You’ve probably done this before without even thinking about it, most likely when reading a novel. When you intentionally create such images, though, you can better remember the details because the images create a lasting imprint in our brains. The more often you do this, the more it will start to happen naturally. Images will start to pop up automatically, and learning through visualizations will become your new habit.

If you think you’re “not a visual person,” you simply need to become better at visualization. To do so, start with something simple. Close your eyes and visualize a dog. Choose a specific type of dog, the first one that comes to your mind. When visualizing, you should always use the first image that comes to your mind. See the dog in front of you. Now make that image bigger. See it in more detail, as clearly as possible. It’s important to make sure that your visualizations are in 3-D. Those images last longer in the brain than one-dimensional images do.

You can start with a dog or a newspaper article, but Mattias says that after a while you will begin to habitually translate all kinds of information into images, even numbers and crazy math formulas. He suggests practicing this skill every time you hear someone speak. As you listen, see what images pop up in your mind and hold them there. Really focus on the details so you remember them well. The images will function like clues that your brain can follow to find its way back to the original information. Eventually, with practice, your brain will work almost like a magnet, attracting new information and holding on to it.

Of course, the technique of visualization is nothing groundbreaking—it’s an ancient concept that has been practiced for millennia. When I went to Tibet to learn meditation, the monks directed me to sit for hours in a temple with my eyes closed performing incredibly detailed visualizations. Not “Visualize the Buddha.” More like, “Visualize the Buddha sitting on a throne. The throne has three steps. Each step has a painting of three flowers with six petals.” By the time they got to describing what the Buddha was wearing and in what position he was sitting, there was no possible way to remember it all without crafting the image. I didn’t realize at the time that visualizing was training my brain to paint images instead of remember words, but that was exactly the outcome.

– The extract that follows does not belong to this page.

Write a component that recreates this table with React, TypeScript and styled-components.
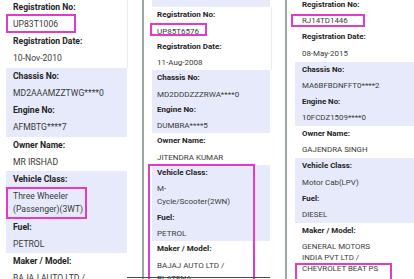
import React from 'react';
import styled, { createGlobalStyle } from 'styled-components';

const Global = createGlobalStyle`
  html, body { margin: 0; padding: 0; background: #fff; }
  body { font-family: Roboto, "Noto Sans", "Liberation Sans", sans-serif; }
  #root { width: 414px; height: 279px; overflow: hidden; }
`;

type Metrics = {
  fs: number; lh: number; pt: number; ml: number; pb: number;
  top: number; tx: number; gx: number; gw: number; cw: number;
};

type Field = { label: string; value: string };
type Group = { tone: 'card' | 'plain' | 'lav'; fields: Field[] };
type Mark = { x: number; y: number; w: number; h: number };

const Stage = styled.div`
  position: relative;
  display: flex;
  width: 414px;
  height: 279px;
  overflow: hidden;
  background: #fff;
`;

const Panel = styled.section<{ $w?: number; $divider?: boolean; $m: Metrics }>`
  position: relative;
  flex: ${p => (p.$w ? `0 0 ${p.$w}px` : '1 1 auto')};
  box-sizing: border-box;
  border-left: ${p => (p.$divider ? '2px solid #9ca7a9' : 'none')};
  overflow: hidden;
  --fs: ${p => p.$m.fs}px;
  --lh: ${p => p.$m.lh}px;
  --pt: ${p => p.$m.pt}px;
  --ml: ${p => p.$m.ml}px;
  --pb: ${p => p.$m.pb}px;
  --tx: ${p => p.$m.tx}px;
  --gx: ${p => p.$m.gx}px;
  --gw: ${p => p.$m.gw}px;
  --cw: ${p => p.$m.cw}px;
`;

const Stack = styled.div<{ $top: number }>`
  display: flex;
  flex-direction: column;
  margin-top: ${p => p.$top}px;
`;

const Stub = styled.div<{ $h: number }>`
  height: ${p => p.$h}px;
  margin-left: var(--gx);
  width: var(--gw);
  background: #e7eafa;
`;

const Block = styled.div<{ $tone: 'card' | 'plain' | 'lav' }>`
  box-sizing: border-box;
  display: flex;
  flex-direction: column;
  margin-left: ${p => (p.$tone === 'lav' ? 'var(--gx)' : '0')};
  width: ${p => (p.$tone === 'lav' ? 'var(--gw)' : 'var(--cw)')};
  padding-left: ${p => (p.$tone === 'lav' ? 'calc(var(--tx) - var(--gx))' : 'var(--tx)')};
  background: ${p => (p.$tone === 'lav' ? '#e7eafa' : '#fff')};
  border-right: ${p => (p.$tone === 'card' ? '1px solid #ececec' : 'none')};
`;

const Label = styled.div`
  font-size: var(--fs);
  font-weight: 700;
  line-height: var(--lh);
  height: var(--lh);
  color: #242424;
  white-space: nowrap;
`;

const Value = styled.div`
  font-size: var(--fs);
  font-weight: 400;
  line-height: var(--ml);
  padding: var(--pt) 0 var(--pb);
  color: #3a3a3a;
  white-space: pre;
`;

const Highlight = styled.div<{ $x: number; $y: number; $w: number; $h: number }>`
  position: absolute;
  left: ${p => p.$x}px;
  top: ${p => p.$y}px;
  width: ${p => p.$w}px;
  height: ${p => p.$h}px;
  box-sizing: border-box;
  border: 2px solid #e23cc6;
  pointer-events: none;
`;

const EdgeLine = styled.div`
  position: absolute;
  left: 127px;
  top: 277px;
  width: 143px;
  height: 1px;
  background: #4a4a4a;
`;

type PanelData = {
  w?: number;
  divider?: boolean;
  m: Metrics;
  stub?: number;
  groups: Group[];
  marks: Mark[];
};

const panels: PanelData[] = [
  {
    w: 142,
    m: { fs: 8.6, lh: 17, pt: 2, ml: 13, pb: 2.5, top: -1.5, tx: 13, gx: 6, gw: 121, cw: 128 },
    groups: [
      { tone: 'card', fields: [
        { label: 'Registration No:', value: 'UP83T1006' },
        { label: 'Registration Date:', value: '10-Nov-2010' },
      ] },
      { tone: 'lav', fields: [
        { label: 'Chassis No:', value: 'MD2AAAMZZTWG****0' },
        { label: 'Engine No:', value: 'AFMBTG****7' },
      ] },
      { tone: 'plain', fields: [{ label: 'Owner Name:', value: 'MR IRSHAD' }] },
      { tone: 'lav', fields: [
        { label: 'Vehicle Class:', value: 'Three Wheeler\n(Passenger)(3WT)' },
        { label: 'Fuel:', value: 'PETROL' },
      ] },
      { tone: 'plain', fields: [{ label: 'Maker / Model:', value: 'BAJAJ AUTO LTD /' }] },
    ],
    marks: [
      { x: 6, y: 14, w: 70, h: 19 },
      { x: 6, y: 187, w: 81, h: 32 },
    ],
  },
  {
    w: 143,
    divider: true,
    stub: 7,
    m: { fs: 8, lh: 16, pt: 1.5, ml: 13, pb: 1.1, top: 0, tx: 13, gx: 8, gw: 118, cw: 128 },
    groups: [
      { tone: 'card', fields: [
        { label: 'Registration No:', value: 'UP85T6576' },
        { label: 'Registration Date:', value: '11-Aug-2008' },
      ] },
      { tone: 'lav', fields: [
        { label: 'Chassis No:', value: 'MD2DDDZZZRWA****0' },
        { label: 'Engine No:', value: 'DUMBRA****5' },
      ] },
      { tone: 'plain', fields: [{ label: 'Owner Name:', value: 'JITENDRA KUMAR' }] },
      { tone: 'lav', fields: [
        { label: 'Vehicle Class:', value: 'M-\nCycle/Scooter(2WN)' },
        { label: 'Fuel:', value: 'PETROL' },
      ] },
      { tone: 'plain', fields: [{ label: 'Maker / Model:', value: 'BAJAJ AUTO LTD /\nPLATENA' }] },
    ],
    marks: [
      { x: 6, y: 23, w: 57, h: 13 },
      { x: 4, y: 164, w: 107, h: 130 },
    ],
  },
  {
    divider: true,
    m: { fs: 7.9, lh: 16, pt: 2.25, ml: 11, pb: 3.05, top: -3, tx: 15, gx: 8, gw: 200, cw: 200 },
    groups: [
      { tone: 'plain', fields: [
        { label: 'Registration No:', value: 'RJ14TD1446' },
        { label: 'Registration Date:', value: '08-May-2015' },
      ] },
      { tone: 'lav', fields: [
        { label: 'Chassis No:', value: 'MA6BFBDNFFT0****2' },
        { label: 'Engine No:', value: '10FCDZ1509****0' },
      ] },
      { tone: 'plain', fields: [{ label: 'Owner Name:', value: 'GAJENDRA SINGH' }] },
      { tone: 'lav', fields: [
        { label: 'Vehicle Class:', value: 'Motor Cab(LPV)' },
        { label: 'Fuel:', value: 'DIESEL' },
      ] },
      { tone: 'plain', fields: [{ label: 'Maker / Model:', value: 'GENERAL MOTORS\nINDIA PVT LTD /\nCHEVROLET BEAT PS' }] },
    ],
    marks: [
      { x: 4, y: 14, w: 74, h: 13 },
      { x: 8, y: 263, w: 97, h: 30 },
    ],
  },
];

export default function App() {
  return (
    <>
      <Global />
      <Stage>
        {panels.map((p, i) => (
          <Panel key={i} $w={p.w} $divider={p.divider} $m={p.m}>
            <Stack $top={p.m.top}>
              {p.stub ? <Stub $h={p.stub} /> : null}
              {p.groups.map((g, j) => (
                <Block key={j} $tone={g.tone}>
                  {g.fields.map((f, k) => (
                    <React.Fragment key={k}>
                      <Label>{f.label}</Label>
                      <Value>{f.value}</Value>
                    </React.Fragment>
                  ))}
                </Block>
              ))}
            </Stack>
            {p.marks.map((mk, k) => (
              <Highlight key={k} $x={mk.x} $y={mk.y} $w={mk.w} $h={mk.h} />
            ))}
          </Panel>
        ))}
        <EdgeLine />
      </Stage>
    </>
  );
}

At his level of expertise, Mattias says that he can store information indefinitely by scrolling through the images he’s created, as if he were browsing through pictures on his smartphone. He never has to reference the original information again, just the images in his mind. He practices visualizations during quiet times, such as when he’s waiting for someone or brushing his teeth. He scrolls through a few images at a time to keep them stored in his memory.

Images are useful for more than remembering lists. In fact, I still suck at remembering long lists, and memorizing things has always made my eyes cross. Yet I’m grateful for the tool of visualization, because it allows me to harness the power of images to upgrade my performance. It allows me to understand and interact with a wide variety of experts from all sorts of backgrounds as diverse as functional neuroscience, business leadership, hormone replacement, athletic performance, and antiaging without being clueless. I couldn’t keep all of the information about each of these people and their areas of expertise straight in my head to conduct a good interview if my brain were simply full of words. In fact, I wrote my last book by first drawing pictures of mitochondrial pathways for each chapter and then crafting the words. It’s all about the image: when you visualize a detailed picture of something, you gain a kind of knowledge that simply isn’t possible through rote memorization.

After all, as Mattias explained to me, language is limited. There are only so many words in any language, but there are endless images. And just like those images, if you train your brain and upgrade your hardware, your software, and your wiring, you, too, can become limitless.